Agora infelizmente nem tudo foi bom, aliás atrevo-me a dizer que o que se passou a seguir a cortar a meta foi péssimo e imperdoável. Ao me deslocar para a recolha do meu saco deparo-me com filas intermináveis, onde estive mais de 30 minutos ao frio e à chuva, algo totalmente inaceitável e que devia deixar extremamente envergonhado qualquer organizador. Quando chego perto da mesa para a recolha dos sacos depara-me com um cenário onde todos os sacos estavam amontoados, tudo ao molho e fé em Deus, à chuva, e onde quem entregava os sacos pareciam baratas tontas a tentar encontrar cada saco no meio de centenas de sacos, uma falta de profissionalismo e um amadorismo a todos os níveis.

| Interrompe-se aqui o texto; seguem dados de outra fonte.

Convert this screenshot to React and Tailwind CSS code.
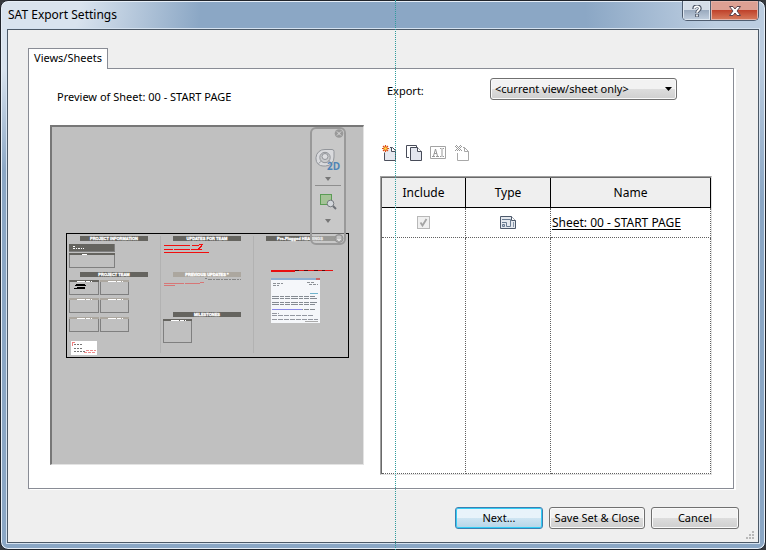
import React from "react";

const DARK = "#65645f";
const TAN = "#aca79f";
const LINE = "#7f7f7f";

function Bar({ x, width = 68, y, fill = DARK, children }) {
  return (
    <g>
      <rect x={x} y={y} width={width} height="5" fill={fill} />
      <text
        x={x + 34}
        y={y + 4}
        fontSize="4"
        fontWeight="700"
        textAnchor="middle"
        fill="#fff"
        stroke="#fff"
        strokeWidth="0.300"
      >
        {children}
      </text>
    </g>
  );
}

function Box({ x, y, w, h, top = TAN, dash = "8 1 4 1 3 40" }) {
  return (
    <g>
      <rect x={x + 0.5} y={y + 0.5} width={w - 1} height={h - 1} fill="none" stroke={LINE} />
      <rect x={x} y={y} width={w} height="2" fill={top} />
      <path d={`M${x + Math.round(w * 0.28)} ${y + 1.5}h${Math.round(w * 0.5)}`} stroke="#fff" strokeDasharray={dash} />
    </g>
  );
}

function SheetDrawing() {
  const lines = [298, 300, 304, 306, 311];
  return (
    <svg
      className="block h-[337px] w-full font-['Liberation_Sans',sans-serif]"
      viewBox="52 127 311 337"
      role="img"
      aria-label="Sheet preview"
      shapeRendering="crispEdges"
    >
      <rect x="66.5" y="233.5" width="282" height="124" fill="none" stroke="#000" />
      <path d="M160.5 236v117M253.5 236v117" stroke="#b2b2b2" />

      <Bar x={80} y={236}>PROJECT INFORMATION</Bar>
      <rect x="69" y="244" width="46" height="8" fill={LINE} />
      <rect x="69" y="244" width="45" height="7" fill={DARK} />
      <path d="M73 246.500h3M73 248.500h11" stroke="#fff" strokeDasharray="2 1 1 1" />
      <Box x={69} y={253} w={46} h={15} top={DARK} dash="5 40" />

      <Bar x={80} y={272}>PROJECT TEAM</Bar>
      <Box x={69} y={280} w={30} h={15} top={DARK} />
      <path d="M76 284.500h9M75 285.500h11M77 287.500h8M74 288.500h11" stroke="#000" />
      <Box x={100} y={280} w={29} h={15} />
      <Box x={69} y={298} w={30} h={15} />
      <Box x={100} y={298} w={29} h={15} />
      <Box x={69} y={317} w={30} h={15} />
      <Box x={100} y={317} w={29} h={15} />

      <rect x="71" y="341" width="26" height="14" fill="#fff" />
      <path d="M72.500 346v-4h2" fill="none" stroke="#f08080" />
      <path d="M74 344.500h9M74 348.500h8M74 351.500h11" stroke="#777" strokeDasharray="2 1" />
      <path d="M86 350.500h10M84 352.500h12" stroke="#ef8d8d" strokeDasharray="3 1" />

      <Bar x={173} y={236}>UPDATES FOR TEAM</Bar>
      <path
        d="M164 245.500h26M192 245.500h7M199 244.500h4M164 249.500h9M174 249.500h16M191 249.500h11M164 252.500h45M201 245.500h1M200 246.500h2M199 247.500h2M198 248.500h2"
        stroke="#f20d0d"
      />
      <Bar x={173} y={272} fill={TAN}>PREVIOUS UPDATES *</Bar>
      <path d="M205 278.500h2M208 279.500h33" stroke="#858585" strokeDasharray="4 1 2 1" />
      <path d="M164 283.500h20M185 283.500h15M200 282.500h4M164 285.500h11" stroke="#d77676" />
      <Bar x={173} y={312}>MILESTONES</Bar>
      <Box x={163} y={319} w={29} h={24} top={DARK} />

      <Bar x={266} y={236} width={72}>Pre-Plugged HEADINGS</Bar>
      <path d="M271 270.500h62" stroke="#5a0808" />
      <path d="M271 270.500h24M299 270.500h5M308 270.500h6M318 270.500h4M325 270.500h8M271 271.500h24" stroke="#e80f0f" />

      <rect x="271" y="278" width="49" height="45" fill="#f5f7fa" />
      <rect x="271" y="278" width="49" height="2" fill="#8eafd0" />
      <rect x="316" y="278" width="4" height="2" fill="#ca6665" />
      <path d="M273 283.500h10M273 285.500h6M307 282.500h8M309 284.500h9" stroke="#8d9297" strokeDasharray="3 1" />
      <path d="M310 293.500h8" stroke="#71b4cd" />
      {lines.map((y) => (
        <path key={y} d={`M272 ${y - 1.5}h${y % 4 ? 43 : 46}`} stroke="#858b92" strokeDasharray="7 1 4 1 5 1" />
      ))}
      <path d="M272 309.500h30" stroke="#8988e8" />
      <path d="M272 313.500h7M272 315.500h42M272 319.500h46" stroke="#9397a0" strokeDasharray="5 1" />
      <path d="M305 321.500h13" stroke="#aaa" />
    </svg>
  );
}

function DownMark() {
  return (
    <svg className="h-1 w-[6px]" viewBox="0 0 6 4">
      <path d="M0 0h6L3 4z" fill="#777" />
    </svg>
  );
}

function NavigationBar() {
  return (
    <div className="absolute top-0 right-[17px] flex h-[118px] w-9 flex-col items-center rounded-md border-2 border-[#999] bg-[#d0d0d0]/50">
      <button className="self-end" aria-label="Close navigation bar">
        <svg className="h-[9px] w-[10px]" viewBox="0 0 10 9">
          <circle cx="5" cy="4.500" r="4.300" fill="#999" />
          <path d="M3 2.500l4 4M7 2.500l-4 4" stroke="#ddd" />
        </svg>
      </button>
      <button className="mt-2" aria-label="2D steering wheel">
        <svg className="h-[26px] w-[26px]" viewBox="0 0 26 26">
          <path
            d="M10 3.500h7q2 0 2 2V11a8.500 8.500 0 0 1-8.500 9H8A7 7 0 0 1 1 13v-1.500A8.500 8.500 0 0 1 10 3.500z"
            fill="#d9dadd"
            stroke="#92959a"
          />
          <circle cx="10" cy="11.500" r="5.200" fill="#c9cacc" stroke="#92959a" />
          <circle cx="10" cy="10.500" r="3" fill="#dcdde0" stroke="#92959a" />
          <path d="M3.500 17.500l3-2.500M16.500 17l-3-2.500" stroke="#9a9da1" />
          <text x="12" y="24" fontSize="10" fontWeight="700" fill="#4e83b6" className="font-['Open_Sans',sans-serif]">2D</text>
        </svg>
      </button>
      <button className="mt-[3px] flex h-2 items-center" aria-label="Wheel options"><DownMark /></button>
      <div className="mt-[2px] w-[26px] border-t border-[#8e8e8e]" />
      <button className="mt-[7px]" aria-label="Zoom in region">
        <svg className="h-[18px] w-[18px]" viewBox="0 0 18 18">
          <rect x="1.500" y="1.500" width="11" height="10" fill="#a5c397" stroke="#5b9c55" />
          <circle cx="11.500" cy="10.500" r="3.300" fill="#d3d7dc" stroke="#767a80" />
          <path d="M14 13l3 3" stroke="#6d7176" strokeWidth="2" />
        </svg>
      </button>
      <button className="mt-[6px] flex h-2 items-center" aria-label="Zoom options"><DownMark /></button>
      <button className="mt-auto self-end" aria-label="Customize">
        <svg className="h-[9px] w-[10px]" viewBox="0 0 10 9">
          <circle cx="5" cy="4.500" r="4" fill="#aaa" stroke="#909090" />
          <path d="M3 3h4M3 5h4L5 7z" stroke="#ddd" fill="#ddd" />
        </svg>
      </button>
    </div>
  );
}

function NewIcon() {
  return (
    <svg className="h-4 w-4" viewBox="0 0 16 16">
      <path d="M2.500 7.500v8h11V5.500L10.500 2.500H8" fill="#e6e8ef" stroke="#4b4f5c" />
      <path d="M9.500 2.500v4h4" fill="#fff" stroke="#4b4f5c" />
      <path d="M3.500 0v7M0 3.500h7M1 1l5 5M6 1L1 6" stroke="#dc4b13" strokeWidth="1.200" />
      <circle cx="3.500" cy="3.500" r="1.600" fill="#ffe24d" stroke="#ed7b1c" strokeWidth="0.700" />
    </svg>
  );
}

function CopyIcon() {
  return (
    <svg className="h-4 w-4" viewBox="0 0 16 16">
      <path d="M3 12.500H.500V.500h10V2" fill="none" stroke="#474b58" />
      <path d="M4.500 2.500h7l4 4v9h-11z" fill="#e3e6ef" stroke="#474b58" />
      <path d="M11.500 2.500v4h4" fill="#fff" stroke="#474b58" />
    </svg>
  );
}

function RenameIcon() {
  return (
    <svg className="h-4 w-4" viewBox="0 0 16 16">
      <path d="M.500 1.500h15v12H.500z" fill="none" stroke="#a3a3a3" />
      <path
        d="M2 11.500h3M6 11.500h3M3.500 11l2-7 2 7M4 8.500h3M10 3.500h1.500M12.500 3.500H14M12 4v7M10 11.500h1.500M12.500 11.500H14"
        fill="none"
        stroke="#999"
      />
    </svg>
  );
}

function DeleteIcon() {
  return (
    <svg className="h-4 w-4" viewBox="0 0 16 16">
      <path d="M3.500 8v7.500h11V6.500l-4-4H9" fill="none" stroke="#a8a8a8" />
      <path d="M10.500 2.500v4h4" fill="none" stroke="#a8a8a8" />
      <path
        d="M2 .500h1M6 .500h1M3 1.500h1M5 1.500h1M2 2.500h1M4 2.500h1M6 2.500h1M3 3.500h1M5 3.500h1M2 4.500h1M4 4.500h1M6 4.500h1M3 5.500h1M5 5.500h1M1 1.500h1M7 1.500h1M1 5.500h1M7 5.500h1"
        stroke="#999"
      />
    </svg>
  );
}

function SheetIcon() {
  return (
    <svg className="mx-auto block h-[13px] w-4" viewBox="0 0 16 13" role="img" aria-label="Sheet">
      <path d="M.500 .500h11l4 4v8H.500z" fill="#e5e9ef" stroke="#4d596b" />
      <path d="M11.500 .500v4h4" fill="#fff" stroke="#4d596b" />
      <path d="M2 3.500h8.500v7h-4v-4H2" fill="none" stroke="#697b91" />
      <path d="M2.500 8.500h2v2h-2z" fill="#b9c5d4" stroke="#697b91" />
      <path d="M13.500 6v5" stroke="#8796a8" />
    </svg>
  );
}

const TOOLS = [
  { label: "New set", Icon: NewIcon },
  { label: "Duplicate set", Icon: CopyIcon },
  { label: "Rename set", Icon: RenameIcon, disabled: true },
  { label: "Delete set", Icon: DeleteIcon, disabled: true },
];

const plainButton =
  "h-[22px] rounded-[3px] border border-[#707070] bg-linear-to-b from-[#f2f2f2] from-50% via-[#dddddd] via-50% to-[#cfcfcf] shadow-[inset_0_0_0_1px_#fafafa]";

function TitleBar() {
  return (
    <header className="flex h-7 items-start justify-between">
      <h1 className="pt-[5px] pl-px text-xs leading-[18px] font-normal">SAT Export Settings</h1>
      <div className="flex h-5 overflow-hidden rounded-b-[5px] border border-t-0 border-[#4f5d70]">
        <button
          className="flex w-7 items-center justify-center border-r border-[#4f5d70] bg-linear-to-b from-[#d5dde7] from-45% via-[#97a7bb] via-45% to-[#c2cfdf] shadow-[inset_0_0_0_1px_#dfe7f0]"
          aria-label="Help"
        >
          <svg className="h-3 w-3" viewBox="0 0 12 12">
            <path d="M3 4c0-4 6-4 6-.500C9 5.500 6 5.500 6 8" fill="none" stroke="#4c5566" strokeWidth="3.500" />
            <path d="M4.200 9h3.600v3H4.200z" fill="#4c5566" />
            <path d="M3.300 3.800c.2-3.300 5.400-3.200 5.400-.3C8.700 5.500 6 5.500 6 7.800M6 9.500v2" fill="none" stroke="#fff" strokeWidth="1.700" />
          </svg>
        </button>
        <button
          className="flex w-[47px] items-center justify-center bg-linear-to-b from-[#dda093] from-45% via-[#bd3c26] via-45% to-[#d77b5d] shadow-[inset_0_0_0_1px_#e3b2a8]"
          aria-label="Close"
        >
          <svg className="h-[10px] w-3" viewBox="0 0 12 10">
            <path d="M.500 .500h3.500l2 2.500 2-2.500h3.500L8 5l3.500 4.500H8L6 7 4 9.500H.500L4 5z" fill="#fff" stroke="#59404a" />
          </svg>
        </button>
      </div>
    </header>
  );
}

function SetTable() {
  return (
    <div className="mt-[15px] border border-[#e3e3e3] border-t-[#a0a0a0] border-l-[#a0a0a0]">
      <div className="border border-r-0 border-b-0 border-[#696969]">
        <table className="w-full table-fixed border-separate border-spacing-0 text-xs">
          <colgroup>
            <col className="w-[84px]" />
            <col className="w-[85px]" />
            <col />
          </colgroup>
          <thead>
            <tr className="h-[30px] bg-[#efefef]">
              <th className="border-r border-b border-black p-0 font-normal">Include</th>
              <th className="border-r border-b border-black p-0 font-normal">Type</th>
              <th className="border-r border-b border-black p-0 font-normal">Name</th>
            </tr>
          </thead>
          <tbody>
            <tr className="h-[30px]">
              <td className="border-r border-b border-dotted border-[#606060] p-0">
                <span className="relative mx-auto block h-[13px] w-[13px]">
                  <input
                    type="checkbox"
                    checked
                    disabled
                    readOnly
                    aria-label="Include Sheet: 00 - START PAGE"
                    className="block h-[13px] w-[13px] appearance-none border border-[#b8b8b8] bg-[#f0f0f0]"
                  />
                  <svg className="absolute inset-0" viewBox="0 0 13 13">
                    <path d="M3.500 6.500l2 3 4-6.500" fill="none" stroke="#a4a4a4" strokeWidth="1.800" />
                  </svg>
                </span>
              </td>
              <td className="border-r border-b border-dotted border-[#606060] p-0"><SheetIcon /></td>
              <td className="border-r border-b border-dotted border-[#606060] p-0 pl-px whitespace-nowrap underline underline-offset-2">
                Sheet: 00 - START PAGE
              </td>
            </tr>
            <tr className="h-[236px]">
              <td className="border-r border-b border-dotted border-[#606060]" />
              <td className="border-r border-b border-dotted border-[#606060]" />
              <td className="border-r border-b border-dotted border-[#606060]" />
            </tr>
          </tbody>
        </table>
      </div>
    </div>
  );
}

export default function App() {
  return (
    <div className="relative min-h-screen bg-[#35383d] font-['Noto_Sans','Open_Sans',sans-serif] text-black">
      <div className="flex min-h-screen flex-col rounded-lg border border-[#20242b] bg-[#8ba7c5] bg-[radial-gradient(200px_170px_at_0_0,#d9e3ee_40%,transparent),radial-gradient(180px_200px_at_100%_0,#bccde0_30%,transparent)] px-[6px] pb-[6px] shadow-[inset_0_0_0_1px_#e6eef7]">
        <TitleBar />
        <main className="flex grow flex-col border border-[#4c5967] bg-[#efefef] pt-[18px] pr-[19px] pl-5 text-[11px] shadow-[0_0_0_1px_#d5e2f0]">
          <div role="tablist" className="flex">
            <button
              role="tab"
              aria-selected="true"
              className="relative z-10 -mb-px h-[21px] w-20 border border-b-0 border-[#898c95] bg-white pb-px"
            >
              Views/Sheets
            </button>
          </div>
          <section
            role="tabpanel"
            className="mr-[5px] grid grid-cols-[314fr_332fr] items-start gap-4 border border-[#898c95] bg-white pr-[21px] pb-[13px] pl-[21px] shadow-[2px_1px_0_#fff]"
          >
            <div>
              <h2 className="flex h-14 items-center pl-[7px]">Preview of Sheet: 00 - START PAGE</h2>
              <div className="relative border border-t-2 border-l-2 border-[#e3e3e3] border-t-[#777] border-l-[#777] bg-[#c0c0c0]">
                <SheetDrawing />
                <NavigationBar />
              </div>
            </div>
            <div className="pt-[9px]">
              <div className="flex h-[21px] pl-[7px]">
                <label htmlFor="export" className="w-[103px] pt-[5px]">Export:</label>
                <div className="relative">
                  <select id="export" className={`${plainButton} block w-[187px] appearance-none pl-1`}>
                    <option>&lt;current view/sheet only&gt;</option>
                  </select>
                  <svg className="pointer-events-none absolute top-[9px] right-[5px] h-1 w-[7px]" viewBox="0 0 7 4">
                    <path d="M0 0h7L3.500 4z" fill="#000" />
                  </svg>
                </div>
              </div>
              <div role="toolbar" className="mt-[46px] flex gap-2 pl-[2px]">
                {TOOLS.map(({ label, Icon, disabled }) => (
                  <button key={label} aria-label={label} disabled={disabled}>
                    <Icon />
                  </button>
                ))}
              </div>
              <SetTable />
            </div>
          </section>
          <footer className="flex justify-end gap-[6px] pt-[18px]">
            <button className="h-[22px] w-[88px] rounded-[3px] border border-[#3c7fb1] bg-linear-to-b from-[#e8f3fa] from-50% via-[#cfe5f2] via-50% to-[#b5d5e8] shadow-[inset_0_0_0_1px_#33cdf5]">
              Next...
            </button>
            <button className={`${plainButton} w-24`}>Save Set &amp; Close</button>
            <button className={`${plainButton} w-[88px]`}>Cancel</button>
          </footer>
          <svg className="mt-auto -mr-4 mb-[2px] h-[9px] w-[9px] self-end" viewBox="0 0 9 9">
            <path d="M6 0h2v2H6zM3 3h2v2H3zM6 3h2v2H6zM0 6h2v2H0zM3 6h2v2H3zM6 6h2v2H6z" fill="#b8b8b8" />
          </svg>
        </main>
      </div>
      <div className="pointer-events-none absolute inset-y-0 left-[395px] border-l border-dotted border-[#2f9c9c]" />
    </div>
  );
}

Antes de me entregarem o meu saco ainda, tive de deixar passar um senhor que por se estar a sentir mal, foi-se embora sem sequer recolher o saco dele, isto é o respeito que os organizadores tiveram para com os atletas que encheram a prova, depois de um esforço de correrem mais de 42kms. E no final a cereja no topo do bolo, recebo o meu saco, com a minha roupa que esperava estivesse seca para me trocar e estava toda ensopada porque o saco estava à chuva. Com isto tudo cheguei a um dos hotéis da organização, já eram quase 14h30m, e tinha de fazer o checkout até às 15h, escusado será dizer que mal deu para tomar banho. Para não falar na má imagem pela qual fizeram passar o nosso país, com imensos participantes estrangeiros a reclamarem, e tal como nós, a dizerem que nunca tinham passado por nada idêntico, nas diversas maratonas que já tinham feito por esse Mundo fora. Por isto tudo não voltarei a participar na maratona do Porto e desaconselho outros atletas a participarem.